In A1 he describes Coulson's murder by Loki as losing a soldier, a result of decisions higher-ups have made for which they might feel guilty, which is why he tries to console Tony about it.
(Likewise, Wanda about the dead in Lagos. Likewise, Nat and her guilt about serving SHIELDra. If Steve had been there, after Rhodey's injury, no doubt he would've been the one telling Sam and Vision that they're not at fault.)
So there is some darkness in canon Steve. But it's more about being willing to make the very difficult decisions (completely necessary as a leader) to put those close to him at risk, for the sake of saving millions/billions of lives.

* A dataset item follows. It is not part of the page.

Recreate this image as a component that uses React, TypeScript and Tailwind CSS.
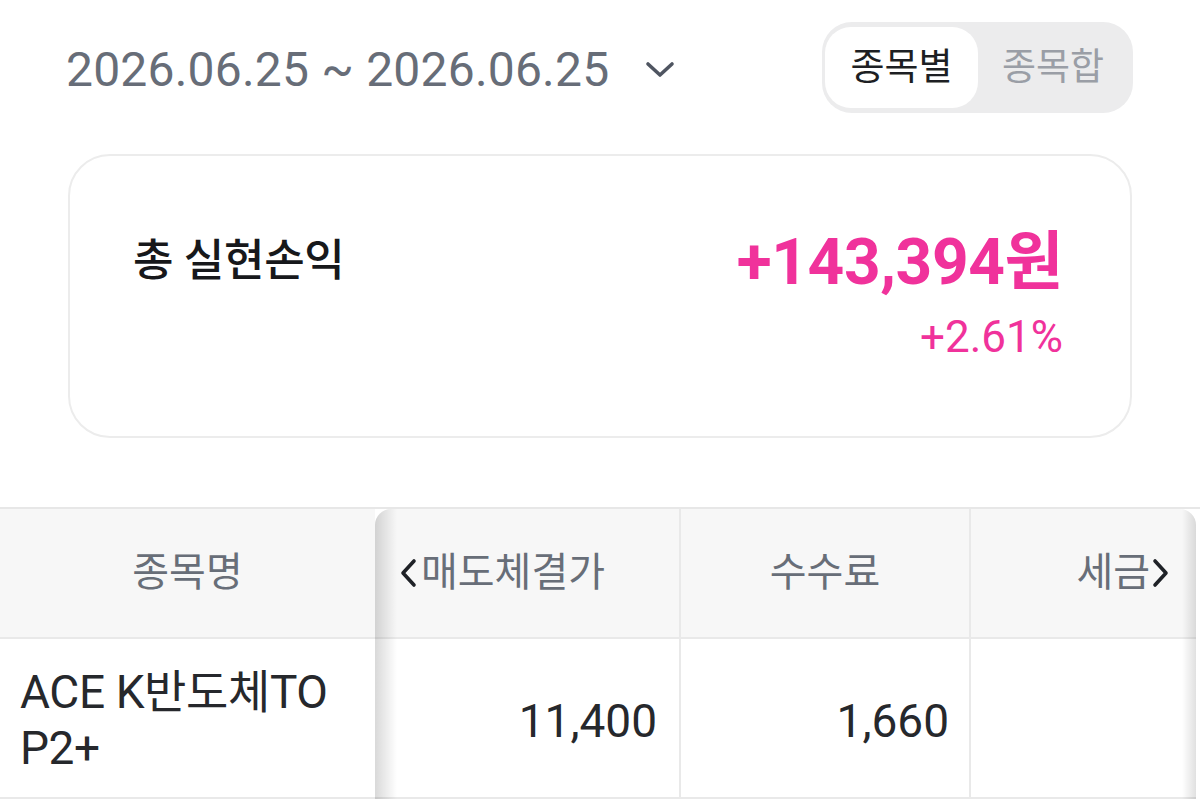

Of course he also puts himself at risk, alongside them, so he's often being as simultaneously self-sacrificing as not -- and, unlike some, he does put the responsibility for what happens on his shoulders as CO, not theirs. For the purpose of doing the right thing, Steve is capable of leading others 'into the jaws of death,' even if it destroys him too.
tl;dr: IMO he does have a dark side but it's not what people think it is.
A Steve meta(?) from user cloudbells? More likely than you think.
One thing I struggled with when wanting darker plots was Steve's place in them. I always wanted to put him in a dubious, spy-like role where he'd have to set aside some moral hang-ups in favor of being a part of an objectively greater good that, in time, would save everyone.
At first, I thought that it just didn't fit him - that nothing in canon pointed to him being able to accept something like that. I mean, the whole "we don't trade lives" thing is just one of a few instances that seem to prove he leans towards immovable. But there is one line (among other actions we see but I'm using this line as an example) that gives me wiggle room.
In CATWS, when Steve is talking to Fury, he says that sometimes they compromised during the war. Just that one line, and I'm taking it because here's how I see it.
1) If something is catastrophic or horrific enough, then Steve is going to do "whatever it takes" to fix that. It will hurt his heart to have any complicity as a spy, but if that's the path to safety, then he's taking it.
2) Steve isn't fucking stupid. He has the foresight to discern when something could go horrifically bad and when to fight against it. I don't think he's entirely against "the ends justify the means" to an extent. The reason why he may be more at odds with Fury is because there are other paths to ensure safety and a lot of Fury's actions are preventative rather than reactionary to what is already coming.
3) Steve isn't stubborn enough to put his own ethical objections above the welfare of everyone else. That would seem selfish to him, I think. Yes, the guilt might eat him up, but the cause is more important, so unless it's truly not worth it, he's joining in. Some people might say "But user cloudbells! What about in CW when he threw everything away and defied countries just to defend Bucky and get what he wanted?" And to that I say, "Re-watch the movie, study Steve's character, read what was in the Accords that Steve read himself, critically think about his motives, and then come back to me".
With all this being said, I do think it would have to be a guaranteed....make or break event for Steve to play the long game knowing he's going to have to be complicit in or compartmentalize unsavory acts. Also I want to slip in that this is about MCU Steve. We know how 616 Steve fairs when he has to engage in more...shadow work than normal. But 616 Steve also seems more emotionally free or expressive than MCU Steve. Most Steve variants are better off emotionally than MCU Steve lol.